Totally awesome unemployment news today—if you don’t read the fine print:
In November, the unemployment rate held at 5.8 percent, and the number of unemployed persons was little changed at 9.1 million. Over the year, the unemployment rate and the number of unemployed persons were down by 1.2 percentage points and 1.7 million, respectively. (See table A-1.)
Among the major worker groups, the unemployment rate for adult men rose to 5.4 percent in November. The rates for adult women (5.3 percent), teenagers (17.7 percent), whites (4.9 percent), blacks (11.1 percent), and Hispanics (6.6 percent) showed little change over the month. The jobless rate for Asians was 4.8 percent (not seasonally adjusted), little changed from a year earlier. (See tables A-1, A-2, and A-3.)
The number of long-term unemployed (those jobless for 27 weeks or more) was little changed at 2.8 million in November. These individuals accounted for 30.7 percent of the unemployed. Over the past 12 months, the number of long-term unemployed declined by 1.2 million. (See table A-12.)
The civilian labor force participation rate held at 62.8 percent in November and has been essentially unchanged since April. The employment-population ratio, at 59.2 percent, was unchanged in November but is up by 0.6 percentage point over the year. (See table A-1.)

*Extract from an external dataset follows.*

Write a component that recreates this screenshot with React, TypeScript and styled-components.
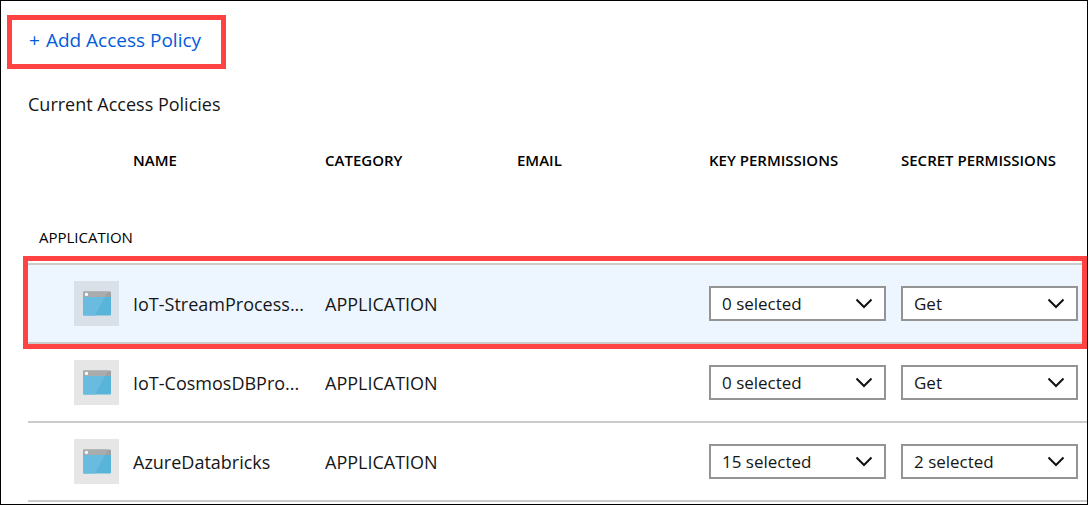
import React from "react";
import styled, { createGlobalStyle } from "styled-components";

const GlobalStyle = createGlobalStyle`
  * { box-sizing: border-box; }
  body {
    margin: 0;
    background: #fff;
    color: #161616;
    font-family: "Open Sans", "Noto Sans", "Liberation Sans", sans-serif;
  }
`;

const Page = styled.main`
  min-height: 100vh;
  border: 1px solid #000;
  padding-top: 14px;
  overflow: hidden;
`;

const Callout = styled.div`
  width: fit-content;
  margin-left: 6px;
  border: 5px solid #ff4343;
  padding: 8px 20px 12px 17px;
`;

const AddButton = styled.button`
  display: flex;
  gap: 6px;
  border: 0;
  padding: 0;
  background: none;
  color: #015cda;
  font: inherit;
  font-size: 19px;
  line-height: 24px;
  cursor: pointer;
`;

const Section = styled.section`
  margin-left: 27px;
`;

const Title = styled.h2`
  margin: 22px 0 0;
  font-size: 18px;
  font-weight: 400;
  line-height: 26px;
`;

const Table = styled.table`
  width: 100%;
  table-layout: fixed;
  border-collapse: separate;
  border-spacing: 0;
`;

const IconCol = styled.col`
  width: 105px;
`;

const LastCol = styled.col`
  width: 186px;
`;

const HeadCell = styled.th`
  height: 86px;
  padding: 0;
  text-align: left;
  white-space: nowrap;
  font-size: 15px;
  font-weight: 600;
  line-height: 20px;
  color: #000;
`;

const GroupCell = styled.th`
  height: 60px;
  padding: 8px 0 0 11px;
  text-align: left;
  font-size: 15px;
  font-weight: 400;
  line-height: 20px;
  color: #000;
`;

const Cell = styled.td`
  height: 79px;
  padding: 0;
  border-top: 2px solid #cbcbcb;
  vertical-align: middle;
`;

const Row = styled.tr<{ $active?: boolean }>`
  position: relative;
  background: ${(p) => (p.$active ? "#edf6ff" : "#fff")};
`;

const RowFrame = styled.span`
  position: absolute;
  inset: -7px 0 -7px -5px;
  border: 5px solid #ff4343;
  pointer-events: none;
  z-index: 1;
`;

const EndLine = styled.td`
  height: 2px;
  padding: 0;
  background: #cbcbcb;
`;

const Tile = styled.div<{ $active?: boolean }>`
  display: flex;
  align-items: center;
  justify-content: center;
  width: 45px;
  height: 45px;
  margin-left: 46px;
  background: ${(p) => (p.$active ? "#d9e0e7" : "#e6e6e6")};
`;

const Label = styled.div`
  padding-right: 16px;
  overflow: hidden;
  white-space: nowrap;
  font-size: 18px;
  line-height: 28px;
`;

const Picker = styled.div`
  position: relative;
  max-width: 177px;
  margin-right: 8px;
`;

const Select = styled.select`
  appearance: none;
  display: block;
  width: 100%;
  height: 35px;
  border: 2px solid #949494;
  border-radius: 0;
  padding: 0 36px 0 11px;
  background: #fff;
  color: #161616;
  font: inherit;
  font-size: 17px;
  line-height: 24px;
`;

const Chevron = styled.svg`
  position: absolute;
  top: 12px;
  right: 13px;
  pointer-events: none;
`;

const AppIcon = () => (
  <svg width="28" height="25" viewBox="0 0 28 25" aria-hidden="true">
    <path d="M0 6h28v17.500a1 1 0 0 1-1 1H1a1 1 0 0 1-1-1z" fill="#59b4d9" />
    <path d="M0 6h22L12 24.500H1a1 1 0 0 1-1-1z" fill="#69bbdf" />
    <path d="M1 .500h26a1 1 0 0 1 1 1V6H0V1.500a1 1 0 0 1 1-1z" fill="#a0a1a2" />
    <path d="M1 .500h24L22 6H0V1.500a1 1 0 0 1 1-1z" fill="#aaabac" />
    <circle cx="3.500" cy="3.400" r="1.600" fill="#fff" />
  </svg>
);

interface DropdownProps {
  label: string;
  value: string;
}

const Dropdown = ({ label, value }: DropdownProps) => (
  <Picker>
    <Select aria-label={label} defaultValue={value}>
      <option>{value}</option>
    </Select>
    <Chevron width="18" height="12" viewBox="0 0 18 12" aria-hidden="true">
      <path d="M1.500 1.500 9 9l7.500-7.500" fill="none" stroke="#111" strokeWidth="2" />
    </Chevron>
  </Picker>
);

const policies = [
  { name: "IoT-StreamProcess...", category: "APPLICATION", keys: "0 selected", secrets: "Get", active: true },
  { name: "IoT-CosmosDBPro...", category: "APPLICATION", keys: "0 selected", secrets: "Get", active: false },
  { name: "AzureDatabricks", category: "APPLICATION", keys: "15 selected", secrets: "2 selected", active: false },
];

export default function App() {
  return (
    <Page>
      <GlobalStyle />
      <Callout>
        <AddButton type="button">
          <span>+</span>
          <span>Add Access Policy</span>
        </AddButton>
      </Callout>
      <Section>
        <Title>Current Access Policies</Title>
        <Table>
          <colgroup>
            <IconCol />
            <col />
            <col />
            <col />
            <col />
            <LastCol />
          </colgroup>
          <thead>
            <tr>
              <HeadCell as="td" />
              <HeadCell scope="col">NAME</HeadCell>
              <HeadCell scope="col">CATEGORY</HeadCell>
              <HeadCell scope="col">EMAIL</HeadCell>
              <HeadCell scope="col">KEY PERMISSIONS</HeadCell>
              <HeadCell scope="col">SECRET PERMISSIONS</HeadCell>
            </tr>
          </thead>
          <tbody>
            <tr>
              <GroupCell colSpan={6} scope="rowgroup">APPLICATION</GroupCell>
            </tr>
            {policies.map((p) => (
              <Row key={p.name} $active={p.active}>
                <Cell>
                  {p.active && <RowFrame />}
                  <Tile $active={p.active}>
                    <AppIcon />
                  </Tile>
                </Cell>
                <Cell>
                  <Label>{p.name}</Label>
                </Cell>
                <Cell>
                  <Label>{p.category}</Label>
                </Cell>
                <Cell />
                <Cell>
                  <Dropdown label={`Key permissions for ${p.name}`} value={p.keys} />
                </Cell>
                <Cell>
                  <Dropdown label={`Secret permissions for ${p.name}`} value={p.secrets} />
                </Cell>
              </Row>
            ))}
            <tr>
              <EndLine colSpan={6} />
            </tr>
          </tbody>
        </Table>
      </Section>
    </Page>
  );
}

The number of persons employed part time for economic reasons (sometimes referred to as involuntary part-time workers), at 6.9 million, changed little in November. These individuals, who would have preferred full-time employment, were working part time because their hours had been cut back or because they were unable to find a full-time job. (See table A-8.)
In November, 2.1 million persons were marginally attached to the labor force, essentially unchanged from a year earlier. (The data are not seasonally adjusted.) These individuals were not in the labor force, wanted and were available for work, and had looked for a job sometime in the prior 12 months. They were not counted as unemployed because they had not searched for work in the 4 weeks preceding the survey. (See table A-16.)
Among the marginally attached, there were 698,000 discouraged workers in November, little different from a year earlier. (The data are not seasonally adjusted.) Discouraged workers are persons not currently looking for work because they believe no jobs are available for them. The remaining 1.4 million persons marginally attached to the labor force in November had not searched for work for reasons such as school attendance or family responsibilities. (See table A-16.)
If you read Table A-1, you will learn that last month the total number of unemployed increased by 115,000, “persons who currently want a job” were up 8,000, and those “not in the labor force” up 69,000. I’m no economist, but that’s hardly news to be celebrated. I don’t know who they are and where they came from (the “marginally attached” were “little different” from last year), but the numbers don’t lie. Or do they? We just added more than the population of Fargo, ND to the ranks of the unemployed, with nary a ripple in the unemployment rate. Nice work if you can get it.
PS: Table A-16 has some gems too. Multiple job-holders are way up over the year. A lot of those new jobs would be part-time. Thanks, ObamaCare.